Il prossimo invece quale sarà?
Il prossimo libro che sto scrivendo in questi mesi e che sarà finito entro fine anno è un libro analogo a quello dei Black Sabbath, ma dedicato agli Slayer, dove analizzo ben 116 canzoni scritte dalla band in trent’anni di carriera. Visto che sono un appassionato di letteratura e cinema horror, hard boiled, thriller e sci-fi, trovo che gli Slayer abbiano scritto un campionario di testi del genere davvero degno di nota. Per certi versi loro sono il proseguimento in chiave estrema di quanto fatto dai Black Sabbath passando attraverso i Venom. Ma ho altri progetti in cantiere per il 2013, un libro su tutte le riviste hard and heavy pubblicate in Italia, il libro sulla crisi del rock ed un romanzo vero e proprio. Vedremo se riuscirò a rispettare la tabella di marcia che mi sono imposto di tre libri all’anno. Il libro sugli Slayer vedrò se pubblicarlo ad inizio anno o aspettare il loro nuovo album (previsto per il 2013) ed aggiornare il tutto.

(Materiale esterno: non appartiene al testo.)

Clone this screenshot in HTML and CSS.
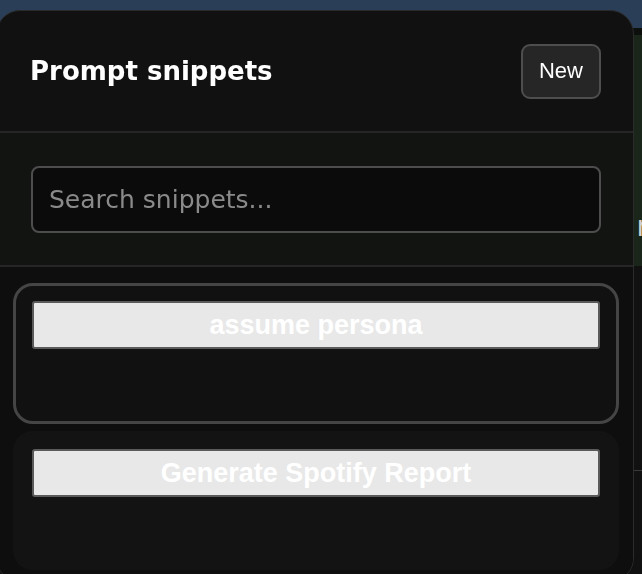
FILE: index.html
```html
<!DOCTYPE html>
<html lang="en">
<head>
<meta charset="utf-8">
<title>Prompt snippets</title>
<link rel="stylesheet" href="styles.css">
</head>
<body>
<div class="app">
  <div class="topbar"></div>
  <div class="gap-row"></div>
  <div class="main">
    <div class="main-upper"><span class="peek">r</span></div>
    <div class="main-lower"><div class="rule"></div></div>
  </div>
</div>
<div class="panel">
  <header class="panel-header">
    <h2 class="panel-title">Prompt snippets</h2>
    <button class="btn-new">New</button>
  </header>
  <div class="search">
    <input class="search-input" type="text" placeholder="Search snippets...">
  </div>
  <div class="list">
    <div class="card card-active">
      <button class="snippet-btn">assume persona</button>
      <div class="card-body"></div>
    </div>
    <div class="card">
      <button class="snippet-btn">Generate Spotify Report</button>
      <div class="card-body card-body-last"></div>
    </div>
  </div>
</div>
</body>
</html>
```

FILE: styles.css
```css
* { box-sizing: border-box; }
html, body { margin: 0; padding: 0; height: 100%; }
body {
  background: #111111;
  font-family: "DejaVu Sans", sans-serif;
  overflow: hidden;
}
.app {
  display: flex;
  flex-direction: column;
  height: 100%;
}
.topbar { height: 28px; background: #2a3f57; }
.gap-row { height: 7px; background: #0d0f0d; }
.main { flex: 1; display: flex; flex-direction: column; }
.main-upper {
  height: 231px;
  background: #192619;
  display: flex;
  justify-content: flex-end;
  align-items: flex-end;
  padding-bottom: 25px;
}
.peek {
  font-family: "DejaVu Sans", sans-serif;
  font-size: 28px;
  line-height: 1;
  color: #cfcfcf;
  margin-right: -6px;
}
.main-lower { flex: 1; background: #111111; padding-top: 204px; }
.rule { height: 1px; background: #3a3a3a; }

.panel {
  position: fixed;
  top: 10px;
  left: -4px;
  width: 638px;
  height: 572px;
  background: #111111;
  border: 1px solid #2b2b2b;
  border-radius: 24px;
  overflow: hidden;
  display: flex;
  flex-direction: column;
}
.panel-header {
  height: 122px;
  flex: none;
  display: flex;
  align-items: center;
  justify-content: space-between;
  padding: 0 32px 0 33px;
  border-bottom: 2px solid #262626;
}
.panel-title {
  margin: 0;
  font-family: "DejaVu Sans", sans-serif;
  font-weight: 700;
  font-size: 26px;
  color: #ffffff;
}
.btn-new {
  width: 80px;
  height: 55px;
  background: #262626;
  border: 2px solid #4e4e4e;
  border-radius: 9px;
  color: #ffffff;
  font-family: "Liberation Sans", Arial, sans-serif;
  font-size: 22px;
  padding: 0;
}
.search {
  flex: none;
  height: 134px;
  padding: 33px 32px 0 34px;
  background: #121412;
  border-bottom: 2px solid #262626;
}
.search-input {
  display: block;
  width: 100%;
  height: 67px;
  background: #0b0b0b;
  border: 2px solid #4d4d4d;
  border-radius: 8px;
  padding: 0 16px;
  font-family: "DejaVu Sans", sans-serif;
  font-size: 25px;
  color: #dddddd;
  outline: none;
}
.search-input::placeholder { color: #8a8a8a; }
.list {
  flex: 1;
  background: #0e0e0e;
  padding: 16px 14px 0 16px;
  display: flex;
  flex-direction: column;
  gap: 7px;
}
.card {
  background: #131313;
  border: 3px solid #131313;
  border-radius: 20px;
  padding: 15px 16px 0 16px;
}
.card-active {
  background: #111111;
  border-color: #454545;
}
.snippet-btn {
  display: block;
  width: 100%;
  height: 48px;
  background: #e8e8e8;
  border: 2px solid #5a5a5a;
  border-radius: 3px;
  color: #ffffff;
  font-family: "Liberation Sans", Arial, sans-serif;
  font-weight: 700;
  font-size: 27px;
  padding: 0;
}
.card-body { height: 72px; }
.card-body-last { height: 70px; }
```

Grazie per aver dedicato parte del tuo tempo a Metalhead.it. Aggiungi pure qualcosa, magari qualcosa che non ti ho chiesto e rivolgiti pure ai lettori.
Grazie a te ed a tutti quelli che leggeranno queste parole e, spero, il mio libro sui Black Sabbath. Sono una persona curiosa, che cerca di capire il senso delle cose e non si limita solo alla musica in se stessa, soprattutto per le band che amo. E cerco, attraverso i miei articoli, le mie recensioni ed i miei libri di suscitare questa curiosità anche nel pubblico più attento. Ho molti interessi letterari ed artistici, ma esploro soprattutto quelli legati al lato oscuro della mente umana e spero di riuscire a dare il mio contributo ad espandere questo mondo.